>> Begin
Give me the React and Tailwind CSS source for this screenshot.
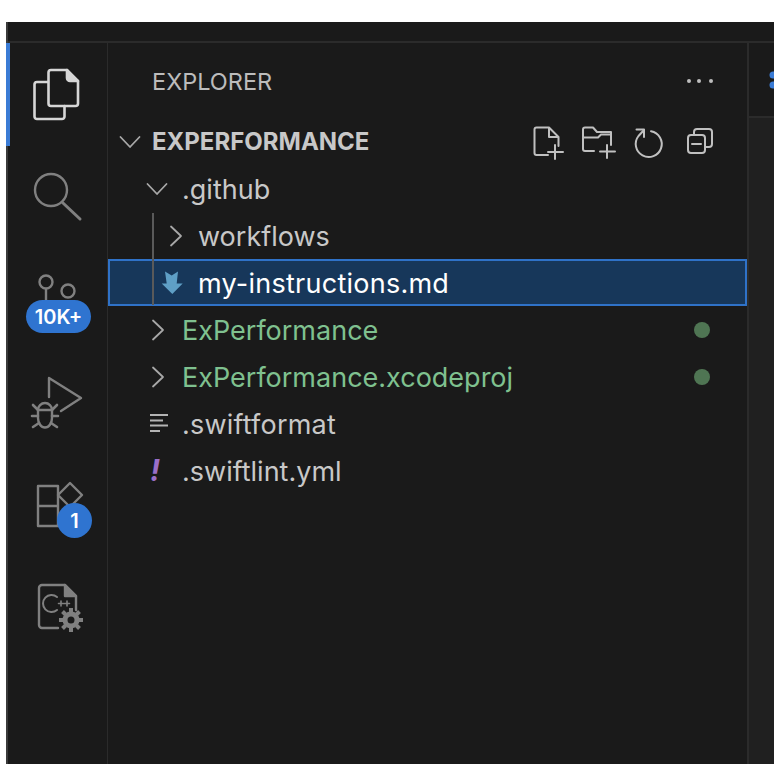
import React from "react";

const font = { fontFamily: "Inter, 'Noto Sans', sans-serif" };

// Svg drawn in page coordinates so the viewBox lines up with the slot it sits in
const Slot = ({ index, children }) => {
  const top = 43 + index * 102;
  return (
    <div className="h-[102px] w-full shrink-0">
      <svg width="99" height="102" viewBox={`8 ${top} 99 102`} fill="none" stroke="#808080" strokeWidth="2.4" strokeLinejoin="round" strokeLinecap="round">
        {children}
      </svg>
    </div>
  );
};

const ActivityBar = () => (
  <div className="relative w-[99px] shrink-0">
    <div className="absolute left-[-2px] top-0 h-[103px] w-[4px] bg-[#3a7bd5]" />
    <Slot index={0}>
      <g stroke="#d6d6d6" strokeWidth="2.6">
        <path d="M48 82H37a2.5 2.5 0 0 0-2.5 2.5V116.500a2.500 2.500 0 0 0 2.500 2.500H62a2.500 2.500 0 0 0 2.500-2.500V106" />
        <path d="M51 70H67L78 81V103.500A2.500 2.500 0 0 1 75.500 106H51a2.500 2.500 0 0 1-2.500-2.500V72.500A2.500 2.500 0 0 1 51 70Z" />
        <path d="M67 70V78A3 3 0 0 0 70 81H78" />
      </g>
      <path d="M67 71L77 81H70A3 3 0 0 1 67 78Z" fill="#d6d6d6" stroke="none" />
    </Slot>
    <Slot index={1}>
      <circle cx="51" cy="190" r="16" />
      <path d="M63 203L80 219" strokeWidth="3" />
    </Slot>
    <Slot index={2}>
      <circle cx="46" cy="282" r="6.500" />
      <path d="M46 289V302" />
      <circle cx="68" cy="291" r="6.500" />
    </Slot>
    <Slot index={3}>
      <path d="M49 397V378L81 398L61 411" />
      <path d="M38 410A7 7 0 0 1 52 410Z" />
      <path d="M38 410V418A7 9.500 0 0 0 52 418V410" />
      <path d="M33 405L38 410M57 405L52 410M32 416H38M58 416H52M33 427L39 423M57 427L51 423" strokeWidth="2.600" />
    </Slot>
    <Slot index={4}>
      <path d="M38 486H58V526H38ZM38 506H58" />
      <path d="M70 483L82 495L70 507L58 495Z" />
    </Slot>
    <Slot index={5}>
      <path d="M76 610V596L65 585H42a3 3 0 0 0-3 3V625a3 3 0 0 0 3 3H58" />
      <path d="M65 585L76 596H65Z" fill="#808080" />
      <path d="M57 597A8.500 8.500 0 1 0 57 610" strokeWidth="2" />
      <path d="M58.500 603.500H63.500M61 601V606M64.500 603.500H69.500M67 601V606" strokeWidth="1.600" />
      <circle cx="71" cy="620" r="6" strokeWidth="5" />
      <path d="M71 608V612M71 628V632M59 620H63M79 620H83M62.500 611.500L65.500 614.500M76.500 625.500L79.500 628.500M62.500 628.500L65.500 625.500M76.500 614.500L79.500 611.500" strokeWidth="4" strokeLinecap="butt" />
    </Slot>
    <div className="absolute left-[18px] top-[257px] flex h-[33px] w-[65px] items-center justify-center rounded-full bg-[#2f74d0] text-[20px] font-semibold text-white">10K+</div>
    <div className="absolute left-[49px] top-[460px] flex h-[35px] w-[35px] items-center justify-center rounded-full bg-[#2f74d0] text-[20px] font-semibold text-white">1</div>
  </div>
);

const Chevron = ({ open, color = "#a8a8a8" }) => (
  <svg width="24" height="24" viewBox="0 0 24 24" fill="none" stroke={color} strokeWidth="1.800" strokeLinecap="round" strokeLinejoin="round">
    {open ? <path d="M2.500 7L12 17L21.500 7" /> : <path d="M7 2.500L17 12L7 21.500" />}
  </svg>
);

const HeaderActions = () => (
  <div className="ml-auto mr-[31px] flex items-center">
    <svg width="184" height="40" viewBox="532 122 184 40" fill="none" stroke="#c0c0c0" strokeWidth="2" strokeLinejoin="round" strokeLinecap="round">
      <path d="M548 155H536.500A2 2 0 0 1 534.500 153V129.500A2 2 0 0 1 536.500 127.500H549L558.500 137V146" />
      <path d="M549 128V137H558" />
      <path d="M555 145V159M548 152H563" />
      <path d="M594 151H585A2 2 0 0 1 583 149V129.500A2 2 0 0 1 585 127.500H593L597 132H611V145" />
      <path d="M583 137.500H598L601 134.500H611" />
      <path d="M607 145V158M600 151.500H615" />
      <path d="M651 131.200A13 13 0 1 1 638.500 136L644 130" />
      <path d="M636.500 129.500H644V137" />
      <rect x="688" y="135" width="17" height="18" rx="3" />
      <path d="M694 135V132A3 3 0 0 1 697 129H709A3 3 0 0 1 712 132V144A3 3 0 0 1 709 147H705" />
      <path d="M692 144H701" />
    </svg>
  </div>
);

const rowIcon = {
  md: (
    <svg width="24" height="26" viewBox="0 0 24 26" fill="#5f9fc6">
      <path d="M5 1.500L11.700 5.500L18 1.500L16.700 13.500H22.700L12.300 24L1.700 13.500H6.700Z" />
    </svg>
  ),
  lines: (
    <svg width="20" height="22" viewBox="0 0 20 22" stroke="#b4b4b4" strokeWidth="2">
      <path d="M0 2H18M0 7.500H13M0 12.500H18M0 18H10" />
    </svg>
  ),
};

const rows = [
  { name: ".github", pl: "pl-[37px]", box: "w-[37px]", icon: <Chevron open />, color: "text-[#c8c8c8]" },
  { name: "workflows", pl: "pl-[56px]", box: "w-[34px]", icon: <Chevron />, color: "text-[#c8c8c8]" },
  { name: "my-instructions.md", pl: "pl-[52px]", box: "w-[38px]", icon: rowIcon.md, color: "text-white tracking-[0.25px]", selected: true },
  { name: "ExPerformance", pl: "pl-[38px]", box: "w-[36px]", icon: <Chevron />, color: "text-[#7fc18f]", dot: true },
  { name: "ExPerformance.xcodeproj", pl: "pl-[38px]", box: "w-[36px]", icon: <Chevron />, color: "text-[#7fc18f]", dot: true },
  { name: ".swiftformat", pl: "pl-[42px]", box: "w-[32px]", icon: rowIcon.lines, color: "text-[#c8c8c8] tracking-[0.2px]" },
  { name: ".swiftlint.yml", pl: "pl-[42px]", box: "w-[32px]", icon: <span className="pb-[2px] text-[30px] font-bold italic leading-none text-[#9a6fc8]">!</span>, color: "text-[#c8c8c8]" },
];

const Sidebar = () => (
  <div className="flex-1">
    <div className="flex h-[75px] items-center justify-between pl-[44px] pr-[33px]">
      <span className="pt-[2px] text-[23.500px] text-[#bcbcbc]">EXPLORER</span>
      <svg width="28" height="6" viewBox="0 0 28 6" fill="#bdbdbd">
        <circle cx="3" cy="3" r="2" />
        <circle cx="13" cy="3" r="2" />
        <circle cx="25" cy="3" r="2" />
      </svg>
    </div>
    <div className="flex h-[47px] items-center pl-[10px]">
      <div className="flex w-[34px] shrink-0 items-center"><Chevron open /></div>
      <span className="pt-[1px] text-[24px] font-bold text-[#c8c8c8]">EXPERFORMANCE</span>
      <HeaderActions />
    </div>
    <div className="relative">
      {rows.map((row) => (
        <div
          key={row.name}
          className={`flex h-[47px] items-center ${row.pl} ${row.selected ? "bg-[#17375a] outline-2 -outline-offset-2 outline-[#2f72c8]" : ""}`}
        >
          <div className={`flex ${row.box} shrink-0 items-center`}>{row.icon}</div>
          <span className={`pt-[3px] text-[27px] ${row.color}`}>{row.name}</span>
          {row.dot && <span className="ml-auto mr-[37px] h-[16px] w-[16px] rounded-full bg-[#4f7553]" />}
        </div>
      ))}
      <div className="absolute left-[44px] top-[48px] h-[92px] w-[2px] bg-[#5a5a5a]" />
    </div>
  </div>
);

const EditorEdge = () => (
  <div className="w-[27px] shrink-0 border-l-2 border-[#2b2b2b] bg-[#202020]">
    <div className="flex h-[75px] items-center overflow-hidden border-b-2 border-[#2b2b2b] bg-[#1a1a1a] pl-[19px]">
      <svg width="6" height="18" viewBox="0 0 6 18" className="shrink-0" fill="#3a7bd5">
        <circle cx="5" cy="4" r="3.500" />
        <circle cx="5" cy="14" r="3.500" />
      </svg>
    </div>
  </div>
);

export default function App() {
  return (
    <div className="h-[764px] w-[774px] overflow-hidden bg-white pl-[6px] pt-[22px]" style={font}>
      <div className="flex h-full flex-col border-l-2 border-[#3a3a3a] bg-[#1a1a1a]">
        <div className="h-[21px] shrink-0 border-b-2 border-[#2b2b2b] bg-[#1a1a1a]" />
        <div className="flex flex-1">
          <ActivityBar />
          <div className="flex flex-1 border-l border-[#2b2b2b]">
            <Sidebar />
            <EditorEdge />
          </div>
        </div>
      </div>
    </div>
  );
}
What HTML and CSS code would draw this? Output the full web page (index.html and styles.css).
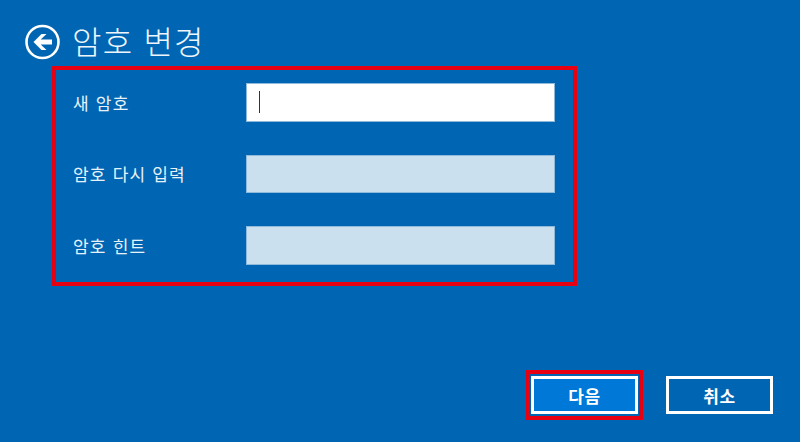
>> End
> AIM
From the data above, copy each line that holds "full".

> REPLY TO THE TASK
    <div className="h-[102px] w-full shrink-0">
    <div className="absolute left-[18px] top-[257px] flex h-[33px] w-[65px] items-center justify-center rounded-full bg-[#2f74d0] text-[20px] font-semibold text-white">10K+</div>
    <div className="absolute left-[49px] top-[460px] flex h-[35px] w-[35px] items-center justify-center rounded-full bg-[#2f74d0] text-[20px] font-semibold text-white">1</div>
          {row.dot && <span className="ml-auto mr-[37px] h-[16px] w-[16px] rounded-full bg-[#4f7553]" />}
      <div className="flex h-full flex-col border-l-2 border-[#3a3a3a] bg-[#1a1a1a]">
What HTML and CSS code would draw this? Output the full web page (index.html and styles.css).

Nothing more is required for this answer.